Secondly in Out[13] solve has arbitrarily decided to completely
reinterpret the problem that was set. The problem is: compute the set
of solutions for a and b to the equation system involving a and b that
is parametrised by a symbol x and give expressions for the solutions
that are valid for almost all possible values of the parameter x.
That is what {a: -b*x} is. The return value {a:0, b:0} implies that
there is a unique solution for a and b when it is clear that there is
not a unique solution for this underdetermined system. If you
substitute values for x then you get different results:
In [17]: solve(eq.subs(x, 0), [a, b])
Out[17]: [(0, b)]
In [18]: solve(eq, [a, b])
Out[18]: {a: 0, b: 0}
Why are these even different types? One is a list of tuples and the
other is a dict...
The return from solve(eq, [a, b]) should be valid for different values
of the parameter x i.e. ideally these should be equivalent:
solve(eq.subs(x, value), [a, b])
solve(eq, [a, b]).subs(x, xvalue)
(Although it isn't actually possible to use subs directly on the
returned output like that.)
> Since this behavior is described in the docstring and has been present for many years it feels like a regression of this feature to me (though to others it feels like a bug fix). If you use this feature and/or have comments, please let us know your thoughts on this:
I don't think this is a feature:
1. I doubt that anyone even realises that this is intentional behaviour.
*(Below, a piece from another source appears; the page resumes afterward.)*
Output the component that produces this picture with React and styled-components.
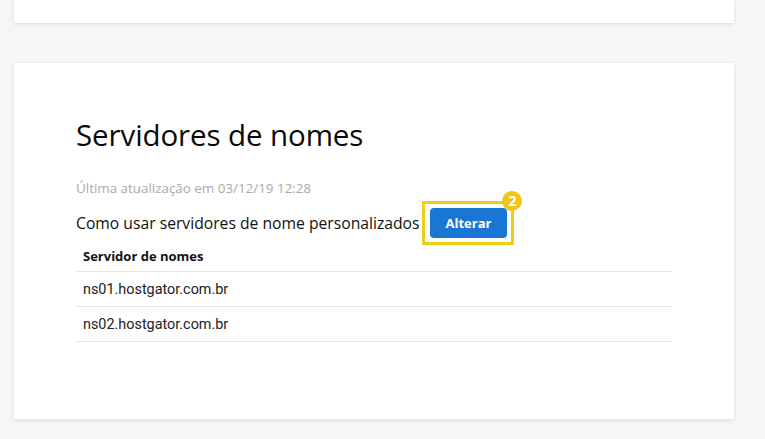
import React from 'react'
import styled, { createGlobalStyle } from 'styled-components'

const GlobalStyle = createGlobalStyle`
  body {
    margin: 0;
    background: #f5f6f8;
    font-family: "Open Sans", "Noto Sans", sans-serif;
    color: #111;
  }
`

const Page = styled.div`
  display: flex;
  flex-direction: column;
  gap: 40px;
  padding: 0 31px 0 14px;
  height: 439px;
  overflow: hidden;
`

const Card = styled.div`
  background: #fff;
  box-shadow: 0 1px 4px rgba(0, 0, 0, 0.12);
  height: ${(p) => p.height}px;
  box-sizing: border-box;
`

const Content = styled.div`
  padding: 52px 62px 0 62px;
`

const Title = styled.h2`
  margin: 0;
  font-size: 29.5px;
  font-weight: 400;
  line-height: 40px;
  letter-spacing: -0.1px;
  color: #0a0a0a;
`

const Updated = styled.div`
  margin-top: 24px;
  font-size: 13.4px;
  color: #a7abb0;
  line-height: 18px;
`

const ActionRow = styled.div`
  display: flex;
  align-items: center;
  margin-top: 4px;
  font-size: 15.7px;
  line-height: 22px;
`

const Highlight = styled.div`
  position: relative;
  margin-left: 3px;
  padding: 4px 4.5px;
  border: 3px solid #f2cd17;
  display: flex;
`

const Badge = styled.span`
  position: absolute;
  top: -13px;
  right: -11px;
  width: 20px;
  height: 20px;
  border-radius: 50%;
  background: #f2c618;
  color: #fff;
  font-weight: 700;
  font-size: 14px;
  line-height: 20px;
  text-align: center;
`

const Button = styled.button`
  width: 77px;
  height: 30px;
  border: none;
  border-radius: 4px;
  background: #1976d2;
  color: #fff;
  font-family: "Open Sans", sans-serif;
  font-weight: 700;
  font-size: 13px;
  cursor: pointer;
`

const Table = styled.div``

const HeaderCell = styled.div`
  padding: 0 7px 5px;
  height: 27px;
  box-sizing: border-box;
  display: flex;
  align-items: center;
  font-size: 13px;
  font-weight: 700;
  border-bottom: 1px solid #e6e7e8;
`

const Row = styled.div`
  padding: 0 7px;
  height: 34px;
  display: flex;
  align-items: center;
  font-family: Roboto, "Liberation Sans", sans-serif;
  font-size: 14.4px;
  color: #222;
  border-bottom: 1px solid #e6e7e8;
`

const servers = ['ns01.hostgator.com.br', 'ns02.hostgator.com.br']

export default function App() {
  return (
    <>
      <GlobalStyle />
      <Page>
        <Card height={23} />
        <Card height={356}>
          <Content>
            <Title>Servidores de nomes</Title>
            <Updated>Última atualização em 03/12/19 12:28</Updated>
            <ActionRow>
              <span>Como usar servidores de nome personalizados</span>
              <Highlight>
                <Button>Alterar</Button>
                <Badge>2</Badge>
              </Highlight>
            </ActionRow>
            <Table>
              <HeaderCell>Servidor de nomes</HeaderCell>
              {servers.map((s) => (
                <Row key={s}>{s}</Row>
              ))}
            </Table>
          </Content>
        </Card>
      </Page>
    </>
  )
}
2. The docstring of solve is impossible to understand.
3. This feature hardly works because there isn't any way to make solve
consistently behave like this.
> 1) should it be kept?
The output should just be changed to be consistent with the
mathematical definition of computing a parametrised solution set.
> 2) if removed, should there be deprecation?
It isn't possible to deprecate this. The output just needs to be made
correct. What is possible is adding a separate function that does
undetermined coefficients solving more directly.